相続時における節税対策として不動産を活用することはよく知られています。
不動産の中でもさらなる節税効果を期待できるのがタワーマンション節税です。
実は最近になって、このタワマン節税に国税庁がメスを入れ始めました。
行き過ぎた節税対策を防ぐため、タワマンの課税強化を検討しているらしいのです。
今回は注目を集めるこのタワマン節税にスポットを当てたいと思います。
不動産と現金の価値は同じではない!?
まずはタワマン節税の内容に入る前に、相続時にそれぞれの財産はどうのように評価されるのかチェックしてみましょう。
現金・預金と不動産の評価の違いに注目してみてください。
〈現金・預金〉
現金も預金もそのまま額面通りに評価される。
例)預金5,000万円+現金5,000万円=1億円で評価される。
〈不動産〉
土地は路線価により評価される。目安としては時価の80%程度。
建物は固定資産税評価額により評価される。目安としては建築価格の70%程度。
例)土地5,000万円×80%=4,000万円で評価される
建物5,000万円×70%=3,500万円で評価される
例を見てみると、現金と不動産では不動産の方が2,500万円ほど低く評価され、その差額分が節税効果となります。
興味深い財産評価ですよね?相続時の評価に限ると、現金1億円と1億円で購入した不動産の価値は同じではないのです。
そのため、不動産は節税対策としてよく活用されます。
国税庁が毎年度発表している「相続財産の金額の構成比の推移」を見ると、年々減少傾向にはありますが、相続時の財産として不動産の割合は約50%を占めているのが分かります。
タワマンは節税にかなり効果的!
次にタワマンが更に節税に効果的だという理由を説明します。
実はこれも相続財産評価の算出方法に関係しています。
例えば時価で考えると、30階建てタワーマンションの場合、同じ面積、間取り、方角だとしても15階にある部屋と最上30階の部屋の価格は全然違ってきます。
しかし、相続財産評価としての価値は30階でも15階でも2階でも同じ価値として評価されてしまうのです。

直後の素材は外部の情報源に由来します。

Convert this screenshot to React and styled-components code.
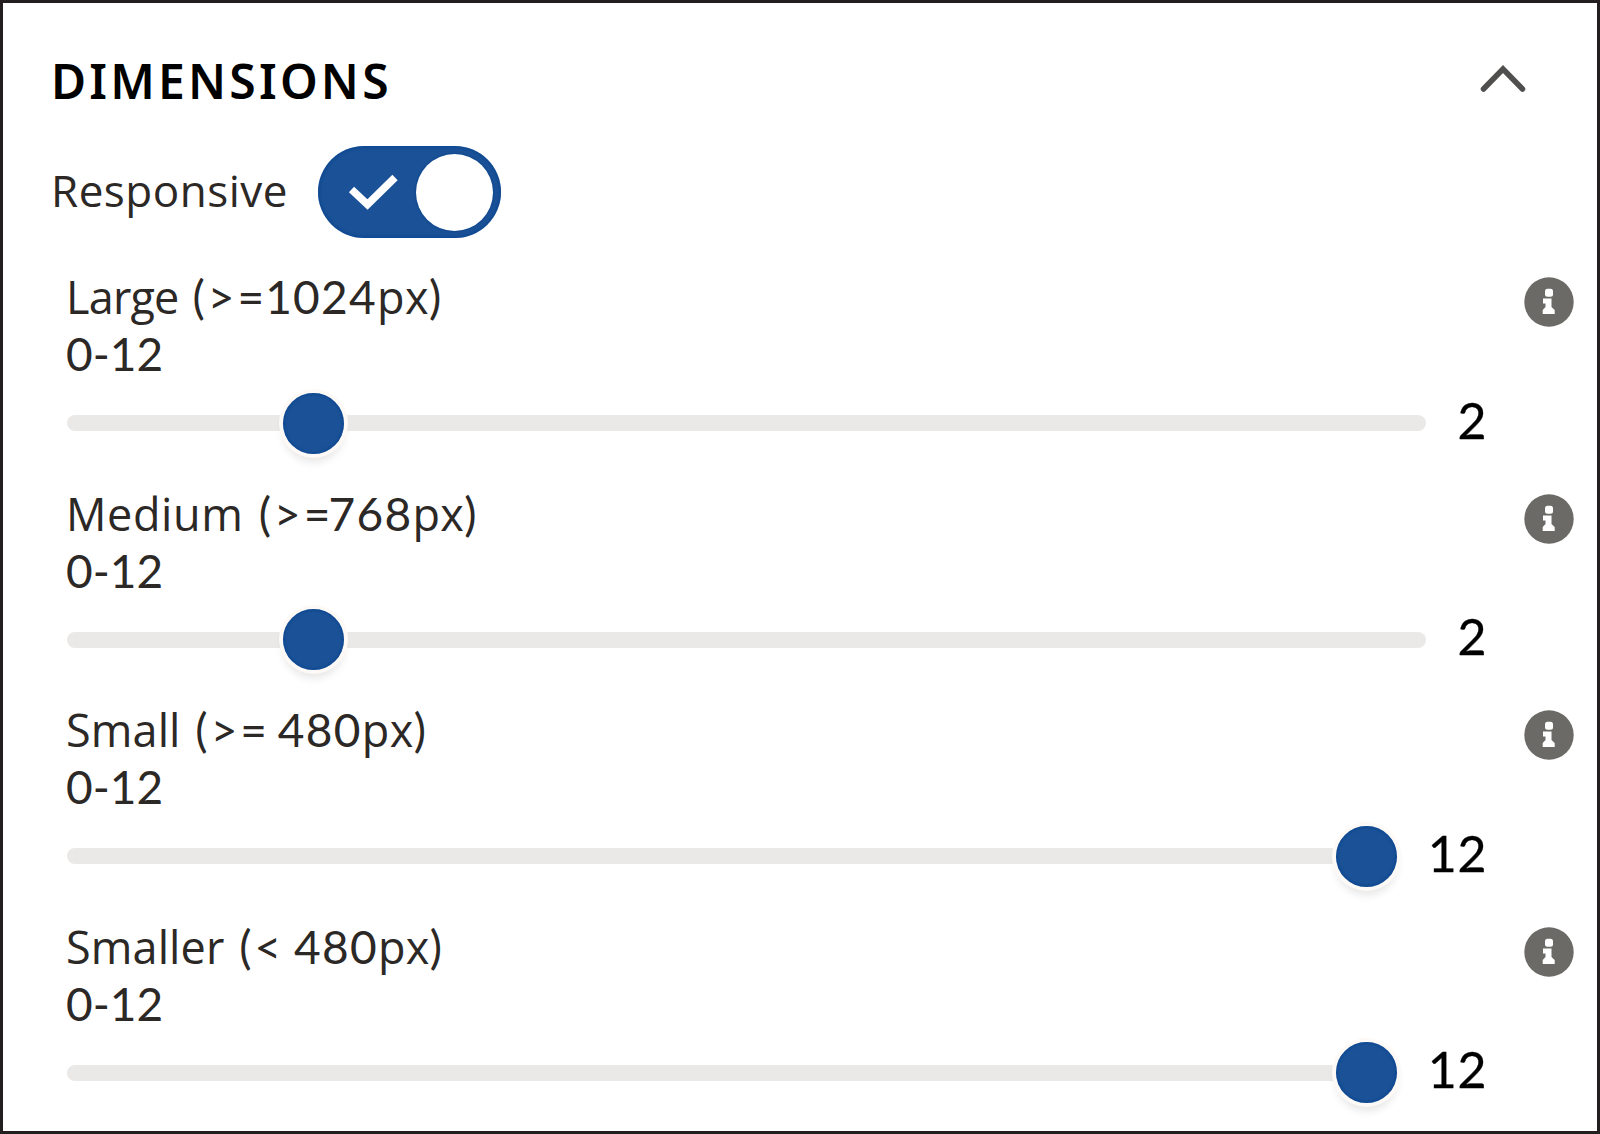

同じマンションのA部屋とB部屋を例にタワマン節税がどれだけ効果的か見てみましょう。
ちなみにこのタワマン全部屋の平均時価は7,000万円、相続税評価額は時価の80%と仮定します。
〈タワマン節税の仕組み〉
A部屋の概要
30階建マンションの30階部分、間取り3LDK、面積70㎡、南向き
時価=1億円
相続税評価=7,000万円×80%=5,600万円
時価ー相続税評価=4,400万円の節税効果
B部屋の概要
30階建マンションの15階部分、間取り3LDK、面積70㎡、南向き
時価=7,000万円
相続税評価=7,000万円×80%=5,600万円
時価ー相続税評価=1,400万円の節税効果
お分かり頂けたでしょうか?
つまり、タワマンの高層階の部屋を購入すれば、時価としての価値は高いまま、相続税評価額は下階の部屋と同じにすることができるのです。
よく利用するやり方としては、相続発生前にタワマンの高層階を購入し、一旦、相続評価額を下げておいて相続時に節税し、相続評価が終わった後に時価で売却して現金化するというスキームです。
現在、このタワマン節税は富裕層を中心にブームとなっています。
折しも現在は、日本銀行によるマイナス金利政策によって不動産マーケットにお金が流れ込んでいます。
タワマンの値上がりを狙って売却益をも確保できる環境になっていることもブームの一因かもしれません。
タワマン節税の行方はいかに
さて、この節税効果絶大なタワマン節税法ですが、最近になって国税庁が過度な節税を防ぐべく目を光らせています。
2016年9月現在で具体的な規制は発表されておらず、国税庁は「2018年からの規制強化に向けて検討中」としているので、どのような規制になるかはまだまだ不透明です。
果たして、このタワマン節税は今後どうなっていくのでしょうか?
今は相続税基礎控除額縮小の法改正からも見られるように経済格差を是正すべく所得の再分配を求める声が強い時代です。
将来的には従来通りのタワマン節税効果は無くなるであろうと思っています。
現在、都心を中心にマンションの価格は上昇傾向にあります。
節税目的の投資ではなく、居住用として購入を希望している方の手が届かない価格になってしまっている「歪み」についても真剣に考えていく必要があるように思えます。